Karcher wurde im badischen Achern geboren und wohnt seit 1969 im Schwabenland. Gerade hat er den Turm der Stuttgarter Musikhochschule bestiegen. Von dort gibt es ein Panorama über die Innenstadt bis zu einem Weinberg und zum Hauptbahnhof. „Führungen zu Stuttgart 21 werden weniger gebucht. Auf Wunsch gehe ich mit den Menschen aber überall hin“, sagt Karcher. Auch das Rotlichtmilieu rund um das Leonhardviertel sei wegen seiner Vielseitigkeit nicht uninteressant.

Hungrigen Touristen empfiehlt er dann ein türkisches Gasthaus direkt neben dem Straßenstrich. „Dort gibt es die besten Schnitzel“, betont Karcher, der aber eher auf die Stadtgeschichte, Architektur, Kleindenkmale, Brunnen aller Art und zahlreiche Anekdoten über das Leben im früheren Königreich Württemberg spezialisiert ist. Dem „lebenden Lexikon“ kann man stundenlang zuhören, weshalb seine Spaziergänge durch die baden-württembergische Landeshauptstadt meistens auch länger dauern als geplant.
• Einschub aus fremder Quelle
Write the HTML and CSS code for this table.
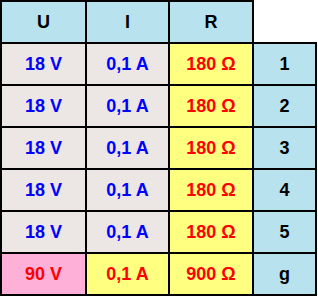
FILE: index.html
```html
<!DOCTYPE html>
<html>
<head>
<meta charset="utf-8">
<link rel="stylesheet" href="styles.css">
</head>
<body>
<div class="grid">
  <div class="cell head first top">U</div>
  <div class="cell head top">I</div>
  <div class="cell head top">R</div>
  <div class="cell empty"></div>

  <div class="cell gray first blue-t">18 V</div>
  <div class="cell gray blue-t">0,1 A</div>
  <div class="cell yellow red-t">180 Ω</div>
  <div class="cell head">1</div>

  <div class="cell gray first blue-t">18 V</div>
  <div class="cell gray blue-t">0,1 A</div>
  <div class="cell yellow red-t">180 Ω</div>
  <div class="cell head">2</div>

  <div class="cell gray first blue-t">18 V</div>
  <div class="cell gray blue-t">0,1 A</div>
  <div class="cell yellow red-t">180 Ω</div>
  <div class="cell head">3</div>

  <div class="cell gray first blue-t">18 V</div>
  <div class="cell gray blue-t">0,1 A</div>
  <div class="cell yellow red-t">180 Ω</div>
  <div class="cell head">4</div>

  <div class="cell gray first blue-t">18 V</div>
  <div class="cell gray blue-t">0,1 A</div>
  <div class="cell yellow red-t">180 Ω</div>
  <div class="cell head">5</div>

  <div class="cell pink first red-t">90 V</div>
  <div class="cell yellow red-t">0,1 A</div>
  <div class="cell yellow red-t">900 Ω</div>
  <div class="cell head">g</div>
</div>
</body>
</html>
```
FILE: styles.css
```css
html, body {
  margin: 0;
  padding: 0;
  background: #ffffff;
}
.grid {
  display: grid;
  grid-template-columns: 87px 83px 84px 63px;
  grid-template-rows: 44px repeat(6, 42px);
  font-family: "Liberation Sans", Arial, sans-serif;
  font-weight: bold;
  font-size: 18px;
}
.cell {
  box-sizing: border-box;
  display: flex;
  align-items: center;
  justify-content: center;
  border-right: 2px solid #000;
  border-bottom: 2px solid #000;
  color: #000;
}
.first { border-left: 2px solid #000; }
.top { border-top: 2px solid #000; }
.empty {
  border-right: none;
  background: #fff;
}
.head { background: #b7e2ee; }
.gray { background: #ece7e4; }
.yellow { background: #ffff80; }
.pink { background: #ffb0d8; }
.blue-t { color: #0000ff; }
.red-t { color: #ff0000; }
```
In der Regel ist er einmal pro Woche mit Gästen unterwegs, was ihm sichtlich Spaß bereitet.

Die Koordination der Stuttgarter „Greeter“-Gruppe mit rund 20 Mitgliedern hat vor zwei Jahren der IT-Berater André Dietenberger übernommen. Die Idee dazu kam ihm in Moskau, als er einen „Greet“ buchte. Eine Konkurrenz für die konventionellen Stadtführer sieht er nicht. „Unser Angebot richtet sich an eine individuelle Nische von Menschen, nicht an die Masse“, sagt Dietenberger.
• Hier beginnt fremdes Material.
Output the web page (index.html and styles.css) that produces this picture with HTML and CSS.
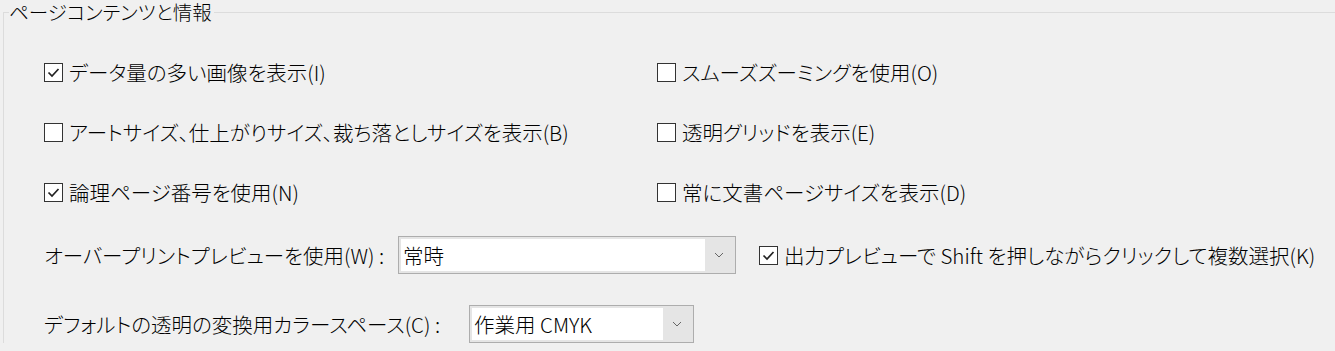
FILE: index.html
```html
<!DOCTYPE html>
<html lang="ja">
<head>
    <meta charset="UTF-8">
    <title>ページコンテンツと情報</title>
    <link rel="stylesheet" href="styles.css">
</head>
<body>
    <fieldset class="group">
        <legend>ページコンテンツと情報</legend>

        <div class="checks">
            <label class="check">
                <span class="box checked"><svg viewBox="0 0 17 17"><path d="M3.5 8.5 L7 12 L13.5 5"/></svg></span>
                データ量の多い画像を表示(I)
            </label>
            <label class="check">
                <span class="box"></span>
                スムーズズーミングを使用(O)
            </label>
            <label class="check">
                <span class="box"></span>
                アートサイズ、仕上がりサイズ、裁ち落としサイズを表示(B)
            </label>
            <label class="check">
                <span class="box"></span>
                透明グリッドを表示(E)
            </label>
            <label class="check">
                <span class="box checked"><svg viewBox="0 0 17 17"><path d="M3.5 8.5 L7 12 L13.5 5"/></svg></span>
                論理ページ番号を使用(N)
            </label>
            <label class="check">
                <span class="box"></span>
                常に文書ページサイズを表示(D)
            </label>
        </div>

        <div class="row row-overprint">
            <span class="field-label">オーバープリントプレビューを使用(W) :</span>
            <div class="combo combo-wide">
                <span class="combo-value">常時</span>
                <span class="combo-arrow"><svg viewBox="0 0 10 6"><path d="M1 1 L5 5 L9 1"/></svg></span>
            </div>
            <label class="check">
                <span class="box checked"><svg viewBox="0 0 17 17"><path d="M3.5 8.5 L7 12 L13.5 5"/></svg></span>
                出力プレビューで Shift を押しながらクリックして複数選択(K)
            </label>
        </div>

        <div class="row row-space">
            <span class="field-label">デフォルトの透明の変換用カラースペース(C) :</span>
            <div class="combo combo-narrow">
                <span class="combo-value">作業用 CMYK</span>
                <span class="combo-arrow"><svg viewBox="0 0 10 6"><path d="M1 1 L5 5 L9 1"/></svg></span>
            </div>
        </div>
    </fieldset>
</body>
</html>
```

FILE: styles.css
```css
body {
    margin: 0;
    background: #f0f0f0;
    color: #000;
    font-family: "Noto Sans CJK JP", "Noto Sans", sans-serif;
    font-size: 20.5px;
    font-weight: 300;
    font-feature-settings: "palt"; /* proportional kana like the Windows UI font */
    height: 351px;
    overflow: hidden;
}

.group {
    margin: 0 0 0 3px;
    padding: 0;
    border: 1px solid #dcdcdc;
    border-right: none;
    border-bottom: none;
    box-sizing: border-box;
}

.group legend {
    margin-left: 5px;
    padding: 0 2px 0 0;
    line-height: 24px;
    height: 24px;
    font-size: 19.5px;
}

/* two columns of checkboxes */
.checks {
    display: grid;
    grid-template-columns: 613px auto;
    grid-auto-rows: 60px;
    padding: 36px 0 0 40px;
}

.check {
    display: flex;
    align-items: center;
    gap: 6px;
    height: 24px;
    white-space: nowrap;
}

.box {
    width: 19px;
    height: 19px;
    border: 1px solid #333;
    background: #fff;
    box-sizing: border-box;
    flex: none;
}

.box svg {
    display: block;
    width: 17px;
    height: 17px;
}

.box svg path {
    fill: none;
    stroke: #222;
    stroke-width: 1.7;
}

.row {
    display: flex;
    align-items: center;
    padding-left: 40px;
    white-space: nowrap;
}

.row-overprint {
    margin-top: -4px;
}

.row-overprint .field-label {
    width: 354px;
}

.row-overprint .check {
    margin-left: 23px;
}

.row-space {
    margin-top: 31px;
}

.row-space .field-label {
    width: 425px;
}

.combo {
    display: flex;
    height: 38px;
    border: 1px solid #adadad;
    background: #e5e5e5;
    box-sizing: border-box;
    padding: 2px;
    flex: none;
}

.combo-wide {
    width: 338px;
}

.combo-narrow {
    width: 225px;
}

.combo-value {
    flex: 1;
    background: #fff;
    padding-left: 2px;
    line-height: 32px;
}

.combo-arrow {
    width: 28px;
    display: flex;
    align-items: center;
    justify-content: center;
}

.combo-arrow svg {
    width: 10px;
    height: 6px;
}

.combo-arrow svg path {
    fill: none;
    stroke: #666;
    stroke-width: 1;
}
```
Auch Andrea Gehrlach von der Stuttgart-Marketing GmbH sieht die „Greeter“-Bewegung nicht als Konkurrenz zu den offiziell angebotenen Stadtführungen. Es handle sich also um ein völlig anderes Projekt, das sich an einen anderen Gästekreis wende. Die freiberuflichen Stadtführer bekämen eine lange Ausbildung, das Alter sei nicht relevant. Die älteste Stadtführerin sei zurzeit 86 Jahre alt. „Wir wählen unsere Stadtführer nach verschiedenen Kriterien aus, beispielsweise welche Fremdsprachen wir derzeit benötigen. Es gibt eine geringe Fluktuation unter unseren Stadtführern, weshalb wir auch nur wenig neue aufnehmen können“, betont Gehrlach.

Sarah Lopau vom Deutschen Tourismusverband in Berlin sagt: „Kostenlos bei einem Fremden auf dem Sofa übernachten oder sich von ihm die Lieblingsplätze seiner Stadt zeigen zu lassen - dagegen ist nichts einzuwenden. Im Gegenteil: Diese Form der Willkommenskultur ermöglicht nahe Begegnungen von Einheimischen und Gästen.“ Problematisch werde es erst, wenn daraus ein Geschäftsmodell wird, das sich gänzlich den rechtlichen Regularien entziehe, „denen professionelle Anbieter touristischer Leistungen unterliegen“.